The amount of electricity generated in such an application would be directly proportional to the volume of vehicular traffic and predictably works better with the passage of heavy vehicles.
In an even next stage, as the number of electric vehicles grow on the road (and smart roads would help encourage that growth), dedicated lanes could be created for vehicles to keep getting charged on the go, thus enabling one to traverse longer stretches without the need for stopping over for recharging.

Smart roads could thus initiate a virtuous cycle that could help greatly address energy deficits in a sustainable manner. Governments could very well consider strategically moving all their public transport onto such systems to kick-start the process in a manner that gives it the threshold to make it economically attractive. Of course, public-private partnerships could be considered to overcome the technological as well as financial challenges, to begin with.

Well architected IoT solutions could make all this very much happening.

Tackling digital vandalism
As a recent Gartner research has pointed out, the spread of digital (including IoT) capabilities into more and more systems also has a flip side – it empowers the unscrupulous elements as much as it enables the businesses and industries. “Digital signage; heating, ventilation and air conditioning systems; and even lighting and environment controls are subject to attacks, especially in industries where few policies for detecting and preventing hacks on these kinds of systems are in place,” the research notes.
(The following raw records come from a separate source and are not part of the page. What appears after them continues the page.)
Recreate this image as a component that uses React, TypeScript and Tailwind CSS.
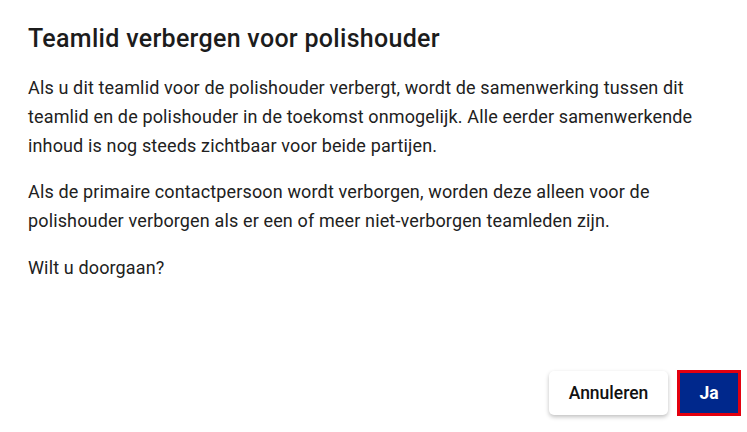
import React from 'react';

export default function App() {
  return (
    <div className="flex h-[432px] w-[747px] flex-col bg-white font-['Roboto',sans-serif] text-[#212121]">
      <div className="px-7 pt-6">
        <h1 className="mb-5 text-[25px] font-medium leading-[30px] tracking-[0.3px] text-[#1c1c1c]">
          Teamlid verbergen voor polishouder
        </h1>
        <p className="mb-[18px] text-[18px] leading-[28.8px] tracking-[0.14px]">
          Als u dit teamlid voor de polishouder verbergt, wordt de samenwerking tussen dit teamlid en de polishouder in
          de toekomst onmogelijk. Alle eerder samenwerkende inhoud is nog steeds zichtbaar voor beide partijen.
        </p>
        <p className="mb-[18px] text-[18px] leading-[28.8px] tracking-[0.14px]">
          Als de primaire contactpersoon wordt verborgen, worden deze alleen voor de polishouder verborgen als er een of
          meer niet-verborgen teamleden zijn.
        </p>
        <p className="text-[18px] leading-[28.8px] tracking-[0.14px]">Wilt u doorgaan?</p>
      </div>
      <div className="mt-auto flex items-center justify-end gap-[9px] pb-4 pr-[6px]">
        <button className="h-[44px] w-[119px] rounded-[5px] bg-white text-[17.5px] font-medium text-[#111] shadow-[0_2px_4px_rgba(0,0,0,0.25)]">
          Annuleren
        </button>
        <button className="h-[46px] w-[64px] border-[3px] border-[#e3000f] bg-[#00288c] text-[17.5px] font-bold text-white">
          Ja
        </button>
      </div>
    </div>
  );
}
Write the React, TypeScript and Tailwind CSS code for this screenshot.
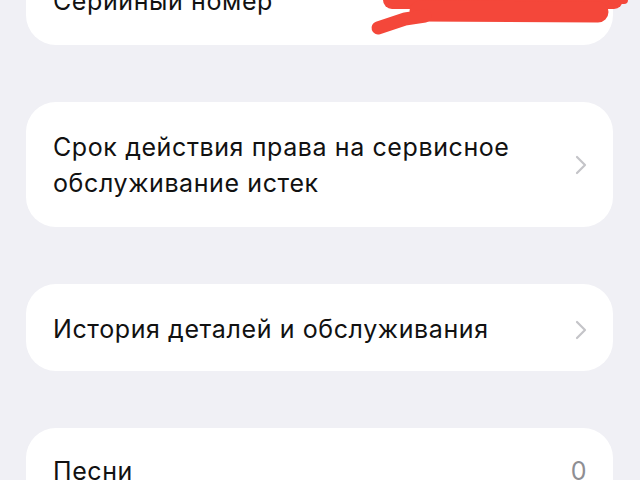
import React from 'react';

const font = { fontFamily: 'Inter, "Noto Sans", sans-serif' };

const Chevron: React.FC = () => (
  <svg width="12" height="20" viewBox="0 0 12 20" className="shrink-0">
    <path d="M2 2 L10 10 L2 18" fill="none" stroke="#c4c4c8" strokeWidth="2.2" strokeLinecap="round" strokeLinejoin="round" />
  </svg>
);

// red marker scribble covering the serial number
const Scribble: React.FC = () => (
  <svg className="absolute left-0 top-0" width="640" height="50" viewBox="0 0 640 50">
    <g fill="none" stroke="#f4473a" strokeLinecap="round" strokeLinejoin="round">
      <path d="M392 0 L614 0" strokeWidth="18" />
      <path d="M612 0 L624 0" strokeWidth="8" />
      <path d="M420 11 L598 12" strokeWidth="21" />
      <path d="M378 28 L405 19 L425 16" strokeWidth="13" />
    </g>
  </svg>
);

export default function App() {
  return (
    <div className="w-[640px] h-[480px] overflow-hidden bg-[#f0f0f5] text-[#111] relative" style={font}>
      <div className="flex flex-col gap-[57px] pl-[26px] pr-[27px] text-[25px] tracking-[0.6px]">
        <div className="-mt-[41px] h-[86px] bg-white rounded-[30px] flex items-center pl-[27px] pr-[26px]">
          <span>Серийный номер</span>
        </div>
        <div className="h-[125px] bg-white rounded-[30px] flex items-center justify-between pl-[27px] pr-[26px] leading-[36px]">
          <span>Срок действия права на сервисное<br />обслуживание истек</span>
          <Chevron />
        </div>
        <div className="h-[87px] bg-white rounded-[30px] flex items-center justify-between pl-[27px] pr-[26px] pt-[4px]">
          <span>История деталей и обслуживания</span>
          <Chevron />
        </div>
        <div className="h-[87px] bg-white rounded-[30px] flex items-center justify-between pl-[27px] pr-[26px]">
          <span>Песни</span>
          <span className="text-[#8e8e93]">0</span>
        </div>
      </div>
      <Scribble />
    </div>
  );
}
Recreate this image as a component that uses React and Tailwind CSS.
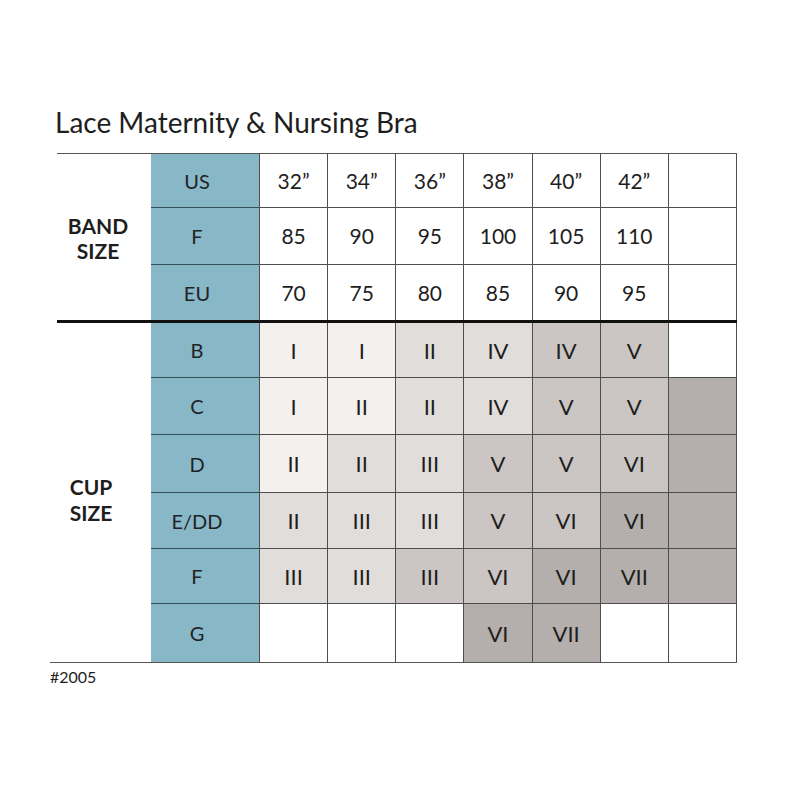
import React from "react";

const font = { fontFamily: "Lato, 'Open Sans', sans-serif" };

const levels = {
  0: "bg-white",
  1: "bg-[#f3f0ee]",
  2: "bg-[#e1ddda]",
  3: "bg-[#cbc6c3]",
  4: "bg-[#b4afac]",
};

const bandRows = [
  { label: "US", h: "h-[54px]", cells: ["32”", "34”", "36”", "38”", "40”", "42”", ""] },
  { label: "F", h: "h-[57px]", cells: ["85", "90", "95", "100", "105", "110", ""] },
  { label: "EU", h: "h-[55px]", cells: ["70", "75", "80", "85", "90", "95", ""], last: true },
];

const cupRows = [
  { label: "B", h: "h-[55px]", cells: ["I", "I", "II", "IV", "IV", "V", ""], lv: [1, 1, 2, 2, 3, 3, 0] },
  { label: "C", h: "h-[57px]", cells: ["I", "II", "II", "IV", "V", "V", ""], lv: [1, 1, 2, 2, 3, 3, 4] },
  { label: "D", h: "h-[58px]", cells: ["II", "II", "III", "V", "V", "VI", ""], lv: [1, 2, 2, 3, 3, 3, 4] },
  { label: "E/DD", h: "h-[56px]", cells: ["II", "III", "III", "V", "VI", "VI", ""], lv: [2, 2, 2, 3, 3, 4, 4] },
  { label: "F", h: "h-[55px]", cells: ["III", "III", "III", "VI", "VI", "VII", ""], lv: [2, 2, 3, 3, 4, 4, 4] },
  { label: "G", h: "h-[58px]", cells: ["", "", "", "VI", "VII", "", ""], lv: [0, 0, 0, 4, 4, 0, 0], last: true },
];

function Row({ row, roman }) {
  return (
    <div className={`flex ${row.h}`}>
      <div
        className={`w-[108px] shrink-0 bg-[#88b7c8] flex items-center justify-center pr-[16px] text-[20px] text-[#1f2326] ${
          row.last ? "" : "border-b border-[#34505b]"
        }`}
      >
        {row.label}
      </div>
      {row.cells.map((c, i) => (
        <div
          key={i}
          className={`flex-1 flex items-center justify-center text-[#1e1e1e] border-l border-[#4d4d4d] ${
            roman ? "text-[22px]" : "text-[21px]"
          } ${row.last ? "" : "border-b"} ${i === 6 ? "border-r" : ""} ${levels[row.lv ? row.lv[i] : 0]}`}
        >
          {c}
        </div>
      ))}
    </div>
  );
}

export default function App() {
  return (
    <div className="w-[800px] h-[800px] bg-white pt-[106px]" style={font}>
      <h1 className="ml-[55px] text-[28px] leading-[32px] text-[#1e1e1e]">
        Lace Maternity &amp; Nursing Bra
      </h1>

      <div className="ml-[57px] mt-[15px] w-[680px]">
        {/* band size */}
        <div className="flex border-t border-[#555]">
          <div className="w-[94px] shrink-0 flex items-center justify-center pr-[12px]">
            <div className="text-[21px] font-bold leading-[25px] text-center text-[#1e1e1e] pt-[2px]">
              BAND
              <br />
              SIZE
            </div>
          </div>
          <div className="flex-1">
            {bandRows.map((r) => (
              <Row key={r.label} row={r} />
            ))}
          </div>
        </div>

        <div className="h-[3px] bg-[#111]" />

        {/* cup size */}
        <div className="flex">
          <div className="w-[94px] shrink-0 flex items-center justify-center pr-[26px]">
            <div className="text-[21px] font-bold leading-[26px] text-center text-[#1e1e1e] pt-[14px]">
              CUP
              <br />
              SIZE
            </div>
          </div>
          <div className="flex-1">
            {cupRows.map((r) => (
              <Row key={r.label} row={r} roman />
            ))}
          </div>
        </div>

        <div className="-ml-[7px] w-[687px] h-px bg-[#555]" />
        <div className="-ml-[7px] mt-[4px] text-[16px] leading-[20px] text-[#1e1e1e]">#2005</div>
      </div>
    </div>
  );
}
There is no reason why systems like smart poles and smart roads and their subsystems would be immune to any of these digital attacks. Yet, it may be envisaged that the scale of such deployments would also bring in the resources required to counter any such attacks and safeguard the installations.

Are municipalities geared to go smart?
A technology can ultimately be only as good as how it gets implemented – by the people and through the processes. Gartner has noted that through 2020, 95 percent of cloud security failures will be the customer’s fault, as employees inappropriately share huge amounts of data with other employees, external parties, and sometimes the entire internet.

Again, what is true of enterprises is also true of government organisations and what is said of cloud security may also be said of IoT. After all, technology is only one part of a system. The other, and perhaps more important part, comprises the people and the processes.
As such, the onboarding process of the employees onto the platforms and systems being employed for smart poles and smart roads would play an important role in the overall success of the systems.

Smart-enabling bodies like municipalities and road authorities could go a long way in making Digital India a ground-level program, or even better, a grounds-up programme. In particular, the municipalities could also serve as digital capacity building centres, which in turn could serve as feeder units for training resources at ward and panchayat levels as well.